Within the light of a post pandemic context marked by the experience of mortality, loneliness and introspection, a lot of artists have been led through a transformative journey of growth that has brought their artistic practices to various complex reimaginings of the idea of ‘Home’ in its physical, geographical manifestations. Artists conduct critical inquiries within specific political historical contexts, in direct conversation with established narratives produced by the state. These invoke landscapes of home with the objective to create visual counter narratives that dig up the dystopic histories of brutality and violence that get buried under romanticised representations of the landscape. Biswajit Thakuria’s installation Remembering The Landscape at the TVM venue dives into two contrasting archival resources documenting the same time period in Assam.
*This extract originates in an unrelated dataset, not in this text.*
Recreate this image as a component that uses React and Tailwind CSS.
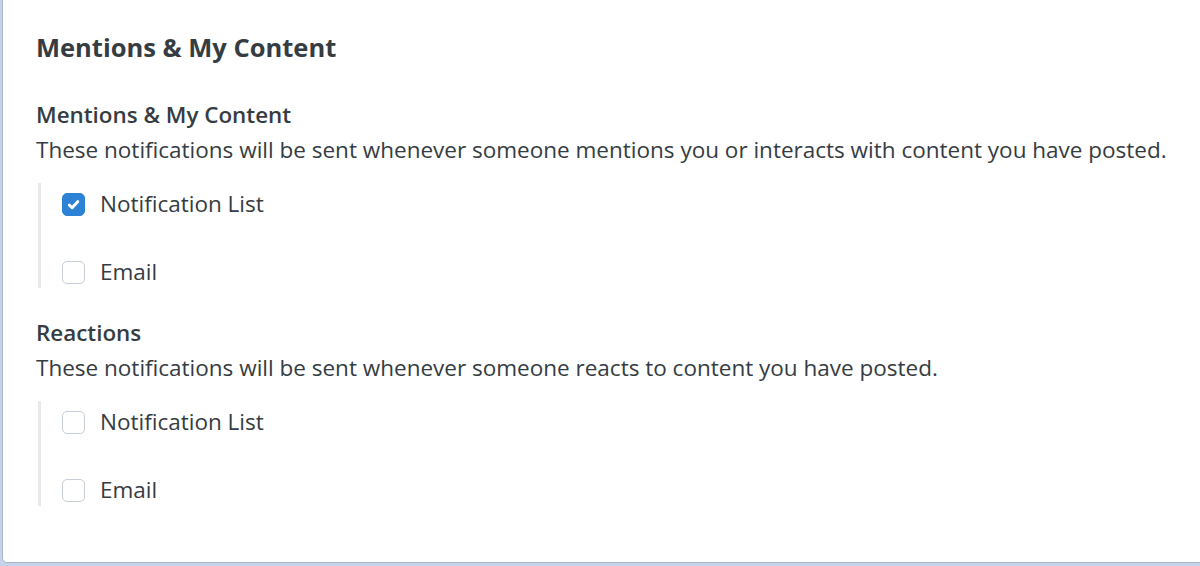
import React, { useState } from "react";

const sections = [
  {
    title: "Mentions & My Content",
    text: "These notifications will be sent whenever someone mentions you or interacts with content you have posted.",
    options: { list: true, email: false },
  },
  {
    title: "Reactions",
    text: "These notifications will be sent whenever someone reacts to content you have posted.",
    options: { list: false, email: false },
  },
];

const Checkbox = ({ checked, onChange, label }) => (
  <label className="flex items-center h-[42px] shrink-0 cursor-pointer">
    <span
      onClick={onChange}
      className={
        checked
          ? "w-[23px] h-[23px] rounded-[5px] bg-[#2d82d6] border border-[#2d82d6] flex items-center justify-center"
          : "w-[23px] h-[23px] rounded-[5px] bg-white border border-[#c8ced6] flex items-center justify-center"
      }
    >
      {checked && (
        <svg viewBox="0 0 16 16" className="w-[15px] h-[15px]" fill="none" stroke="white" strokeWidth={3.2} strokeLinecap="round" strokeLinejoin="round">
          <path d="M3.5 8.5l3 3 6-6.5" />
        </svg>
      )}
    </span>
    <span className="ml-[15px] text-[22.5px] leading-[32px] text-[#353c42]">{label}</span>
  </label>
);

const Section = ({ section }) => {
  const [opts, setOpts] = useState(section.options);
  return (
    <div>
      <h3 className="text-[22.4px] font-semibold text-[#353c42] leading-[32px]">{section.title}</h3>
      <p className="text-[22.5px] text-[#353c42] leading-[32px] mt-[3px] whitespace-nowrap">{section.text}</p>
      <div className="mt-[17px] ml-[2px] border-l-[3px] border-[#e8e9eb] h-[105px] pl-[21px] flex flex-col gap-[26px]">
        <Checkbox checked={opts.list} onChange={() => setOpts({ ...opts, list: !opts.list })} label="Notification List" />
        <Checkbox checked={opts.email} onChange={() => setOpts({ ...opts, email: !opts.email })} label="Email" />
      </div>
    </div>
  );
};

export default function App() {
  return (
    <div className="w-[1200px] h-[566px] overflow-hidden bg-[#c4d3e8]" style={{ fontFamily: "'Open Sans', sans-serif" }}>
      <div className="ml-[2px] -mt-[4px] w-[1220px] h-[567px] bg-white border border-[#a9b6c8] rounded-[5px] pl-[33px] pt-[34px]">
        <h2 className="text-[25.5px] font-bold text-[#353c42] leading-[32px]">Mentions &amp; My Content</h2>
        <div className="mt-[36px] flex flex-col gap-[29px]">
          {sections.map((s) => (
            <Section key={s.title} section={s} />
          ))}
        </div>
      </div>
    </div>
  );
}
One is a video projection of Republic Day parades from 1999-2001 that presents “a tableau of romantic landscape and cultural heritage”. In contrast, his installation of suspended walls made out of strips of the traditional Assamese gamcha coated in soil carry imprints of texts that talk about secret killings.

Anga Art collective stood out as distinct with a very strong curatorial direction within the biennale. Based in Assam, they oversaw curation across the eight different states from the North East. Based on a project that they were already working with called the No school project, they brought the workshop model of art practice and discourse generation into the biennale. The artists were challenged to work outside of institutional, academic modes of art making based on eastern or mainland institutional models that felt “delocalised” to the ways in which communities from various regions within the North East engaged with material. This produced exciting pedagogical formulations in the works of these artists, each drawing from their specific contexts that resulted in the Trust Shop by the Ingeuh group from Mizoram for instance. Based on the idea ofashopwithoutashopkeeper, relying on “the community’s idea of mutual trust and generosity”, one could pick up the goods being sold by placing money into the box that was kept to the side. Within the exhibition context, visitors could pick up objects in exchange for some possession of their own to be left in the shop. Bode Swuro from Nagaland saw his engagement with material in the form of setting up a black pottery workshop. The Tani Nyia Nyij Muj group from Arunachal Pradesh, recreated a “Forgotten Environment” - a traditional mise-en-scene of the age old Tani clan, where actual fire was made and pork was roasted over it.

Whether directly or on terms that resist definition, the works within the biennale sit with the idea of articulation, probing its various possibilities and impossibilities. Drawing various practices as well as curatorial inquiries out of established models and institutional structures, they ultimately remind us that there are no clear paths within the act of creation; it is the process that makes the path.